The main difference is that in the classic binary perceptron the learning is “almost” a true gradient, because the error is computed after the binarization and not before it. The learning rule is accordingly “non-linear” and updates the weights only when the classification makes a mistake.
This goes into parts of literature which I’m totally unfamiliar with and I have to rely on “common knowledge” as expressed in later accounts. But I will not be surprised to learn that in fact some other versions/implementations of “reverse mode autodiff” were being implemented around the same time or earlier, in different contexts.
An interesting historical account of the development of these ideas can be found in the interview with Bernard Widrow in the Talking Nets book that was mentioned before
Even though it's likely earlier, the first example I know where someone used automatic differentiation in a gradient method is Arthur Bryson. He used the adjoint method, where you compute backprop with Lagrange mulitpliers. It's equivalent to backprop. Bryson called it the "Steepest-Ascent Method in Calculus of Variations." The earliest reference I found with him using this is the 1962 paper
Bryson, A. E., and W. F. Denham. “A Steepest-Ascent Method for Solving Optimum Programming Problems.” Journal of Applied Mechanics 29, no. 2 (June 1, 1962): 247–57.

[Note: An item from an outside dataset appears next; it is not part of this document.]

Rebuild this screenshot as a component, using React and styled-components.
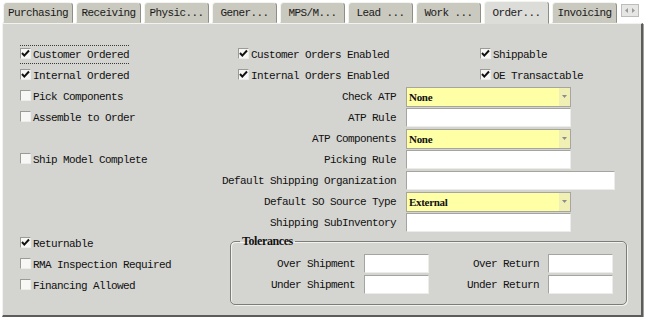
import styled, { createGlobalStyle } from "styled-components";

const GlobalStyle = createGlobalStyle`
  html, body {
    margin: 0;
    padding: 0;
    background: #ffffff;
  }
  body {
    font-family: "Liberation Mono", "DejaVu Sans Mono", monospace;
    font-size: 11px;
    letter-spacing: -0.6px;
    color: #111;
  }
`;

const tabs = [
    { label: "Purchasing", width: 70 },
    { label: "Receiving" },
    { label: "Physic..." },
    { label: "Gener..." },
    { label: "MPS/M..." },
    { label: "Lead ..." },
    { label: "Work ..." },
    { label: "Order...", active: true },
    { label: "Invoicing" },
];

function Check ( { checked } ) {
    return (
        <Box>
            { checked && (
                <svg width="9" height="9" viewBox="0 0 9 9">
                    <path d="M1 4 L3.3 6.6 L8 1.5" fill="none" stroke="#111" strokeWidth="2" />
                </svg>
            ) }
        </Box>
    );
}

function CheckItem ( { label, checked, focused, col = 1, row, indent = 0 } ) {
    return (
        <CheckLine $col={ col } $row={ row } $indent={ indent } $focused={ focused }>
            <Check checked={ checked } />
            { label }
        </CheckLine>
    );
}

function Combo ( { value, row } ) {
    return (
        <ComboBox $row={ row }>
            <ComboValue>{ value }</ComboValue>
            <Arrow>
                <svg width="5" height="3" viewBox="0 0 5 3">
                    <path d="M0 0 H5 L2.5 3 Z" fill="#8c8c8c" />
                </svg>
            </Arrow>
        </ComboBox>
    );
}

function App () {
    return (
        <Page>
            <GlobalStyle />
            <TabStrip>
                { tabs.map( ( tab ) => (
                    <Tab key={ tab.label } $width={ tab.width || 65 } $active={ tab.active }>
                        { tab.label }
                    </Tab>
                ) ) }
                <ScrollButton>
                    <svg width="10" height="5" viewBox="0 0 10 5">
                        <path d="M0 2.5 L3 0 V5 Z M10 2.5 L7 0 V5 Z" fill="#9a9a9a" />
                    </svg>
                </ScrollButton>
            </TabStrip>

            <Panel>
                <FormGrid>
                    <CheckItem row={ 1 } label="Customer Ordered" checked focused />
                    <CheckItem row={ 1 } col={ 2 } indent={ 20 } label="Customer Orders Enabled" checked />
                    <CheckItem row={ 1 } col={ 3 } indent={ 74 } label="Shippable" checked />

                    <CheckItem row={ 2 } label="Internal Ordered" checked />
                    <CheckItem row={ 2 } col={ 2 } indent={ 20 } label="Internal Orders Enabled" checked />
                    <CheckItem row={ 2 } col={ 3 } indent={ 74 } label="OE Transactable" checked />

                    <CheckItem row={ 3 } label="Pick Components" />
                    <FieldLabel $row={ 3 }>Check ATP</FieldLabel>
                    <Combo row={ 3 } value="None" />

                    <CheckItem row={ 4 } label="Assemble to Order" />
                    <FieldLabel $row={ 4 }>ATP Rule</FieldLabel>
                    <TextField $row={ 4 } />

                    <FieldLabel $row={ 5 }>ATP Components</FieldLabel>
                    <Combo row={ 5 } value="None" />

                    <CheckItem row={ 6 } label="Ship Model Complete" />
                    <FieldLabel $row={ 6 }>Picking Rule</FieldLabel>
                    <TextField $row={ 6 } />

                    <FieldLabel $row={ 7 }>Default Shipping Organization</FieldLabel>
                    <TextField $row={ 7 } $width={ 209 } />

                    <FieldLabel $row={ 8 }>Default SO Source Type</FieldLabel>
                    <Combo row={ 8 } value="External" />

                    <FieldLabel $row={ 9 }>Shipping SubInventory</FieldLabel>
                    <TextField $row={ 9 } />

                    <CheckItem row={ 10 } label="Returnable" checked />
                    <CheckItem row={ 11 } label="RMA Inspection Required" />
                    <CheckItem row={ 12 } label="Financing Allowed" />

                    <Tolerances>
                        <Legend>Tolerances</Legend>
                        <TolLabel>Over Shipment</TolLabel>
                        <TolField />
                        <TolLabel>Over Return</TolLabel>
                        <TolField />
                        <TolLabel>Under Shipment</TolLabel>
                        <TolField />
                        <TolLabel>Under Return</TolLabel>
                        <TolField />
                    </Tolerances>
                </FormGrid>
            </Panel>
        </Page>
    );
}

const Page = styled.div`
  padding: 1px 0 0 2px;
  width: 645px;
`;

const TabStrip = styled.div`
  display: flex;
  align-items: flex-end;
  gap: 3px;
  height: 22px;
  padding-left: 1px;
  position: relative;
  z-index: 2;
`;

const Tab = styled.div`
  box-sizing: border-box;
  width: ${ ( p ) => p.$width }px;
  height: ${ ( p ) => ( p.$active ? 23 : 21 ) }px;
  margin-bottom: ${ ( p ) => ( p.$active ? -1 : 0 ) }px;
  padding-top: ${ ( p ) => ( p.$active ? 5 : 4 ) }px;
  background: ${ ( p ) => ( p.$active ? "#dcdcd9" : "#c9c9bf" ) };
  border: 1px solid;
  border-color: #f4f4ef #8e8e86 transparent #f4f4ef;
  border-radius: 4px 4px 0 0;
  text-align: center;
  line-height: 13px;
  white-space: nowrap;
  color: #1a1a1a;
`;

const ScrollButton = styled.div`
  align-self: flex-start;
  margin: 3px 0 0 1px;
  width: 18px;
  height: 13px;
  box-sizing: border-box;
  border: 1px solid #bcbcb8;
  background: #e6e6e4;
  display: flex;
  align-items: center;
  justify-content: center;
`;

const Panel = styled.div`
  box-sizing: border-box;
  width: 641px;
  height: 294px;
  background: #d4d4d0;
  border-top: 1px solid #f2f2ee;
  border-left: 1px solid #f2f2ee;
  border-right: 2px solid #5c5c5a;
  border-bottom: 2px solid #5c5c5a;
  box-shadow: 1px 1px 0 #a2a2a0;
  padding: 20px 0 0 17px;
`;

const FormGrid = styled.div`
  display: grid;
  grid-template-columns: 198px 188px 1fr;
  grid-template-rows: repeat(12, 21px);
  align-items: center;
`;

const CheckLine = styled.label`
  grid-column: ${ ( p ) => p.$col };
  grid-row: ${ ( p ) => p.$row };
  justify-self: start;
  margin-left: ${ ( p ) => p.$indent }px;
  display: flex;
  align-items: center;
  box-sizing: border-box;
  height: 19px;
  white-space: nowrap;
  border-top: 1px dotted ${ ( p ) => ( p.$focused ? "#3a3a3a" : "transparent" ) };
  border-bottom: 1px dotted ${ ( p ) => ( p.$focused ? "#3a3a3a" : "transparent" ) };
`;

const Box = styled.span`
  box-sizing: border-box;
  width: 11px;
  height: 11px;
  margin: -2px 2px 0 0;
  border-top: 1px solid #9a9a96;
  border-left: 1px solid #9a9a96;
  border-right: 1px solid #ececea;
  border-bottom: 1px solid #ececea;
  background: #f7f7f5;
  display: flex;
  align-items: center;
  justify-content: center;
`;

const FieldLabel = styled.div`
  grid-column: 2;
  grid-row: ${ ( p ) => p.$row };
  text-align: right;
  padding-right: 10px;
  white-space: nowrap;
`;

const TextField = styled.div`
  grid-column: 3;
  grid-row: ${ ( p ) => p.$row };
  box-sizing: border-box;
  width: ${ ( p ) => p.$width || 165 }px;
  height: 19px;
  background: #ffffff;
  border: 1px solid;
  border-color: #a4a4a0 #ececea #ececea #a4a4a0;
`;

const ComboBox = styled.div`
  grid-column: 3;
  grid-row: ${ ( p ) => p.$row };
  box-sizing: border-box;
  width: 165px;
  height: 20px;
  background: #ffffa6;
  border: 1px solid #a6a69c;
  display: flex;
  align-items: center;
`;

const ComboValue = styled.span`
  flex: 1;
  padding-left: 2px;
  font-family: "Liberation Serif", "Times New Roman", serif;
  font-weight: bold;
  font-size: 11px;
  letter-spacing: -0.3px;
  color: #111;
`;

const Arrow = styled.span`
  width: 11px;
  height: 100%;
  background: #f0f0b4;
  display: flex;
  align-items: center;
  justify-content: center;
`;

const Tolerances = styled.fieldset`
  grid-column: 2 / span 2;
  grid-row: 10 / span 3;
  align-self: start;
  box-sizing: border-box;
  width: 397px;
  min-width: 0;
  margin: 2px 0 0 12px;
  padding: 5px 0 9px 0;
  border: 1px solid #7c7c7a;
  border-radius: 5px;
  box-shadow: 1px 1px 0 #f2f2ee, inset 1px 1px 0 #f2f2ee;
  display: grid;
  grid-template-columns: 124px 65px 101px 65px;
  grid-auto-rows: 21px;
  column-gap: 9px;
  align-items: center;
`;

const Legend = styled.legend`
  margin-left: 9px;
  padding: 0 2px;
  line-height: 13px;
  font-family: "Liberation Serif", "Times New Roman", serif;
  font-weight: bold;
  font-size: 12px;
  letter-spacing: -0.4px;
  color: #111;
`;

const TolLabel = styled.div`
  text-align: right;
  white-space: nowrap;
`;

const TolField = styled.div`
  box-sizing: border-box;
  width: 65px;
  height: 19px;
  background: #ffffff;
  border: 1px solid;
  border-color: #a4a4a0 #ececea #ececea #a4a4a0;
`;

export default App;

https://asmedigitalcollection.asme.org/appliedmechanics/article-abstract/29/2/247/386190/A-Steepest-Ascent-Method-for-Solving-Optimum?redirectedFrom=fulltext
Why no one used this for pattern recognition is not clear to me. But one potential explanation is that in the 1960s, people were finding other algorithms paths towards nonlinear perceptrons, like in the potential functions work of Aizerman.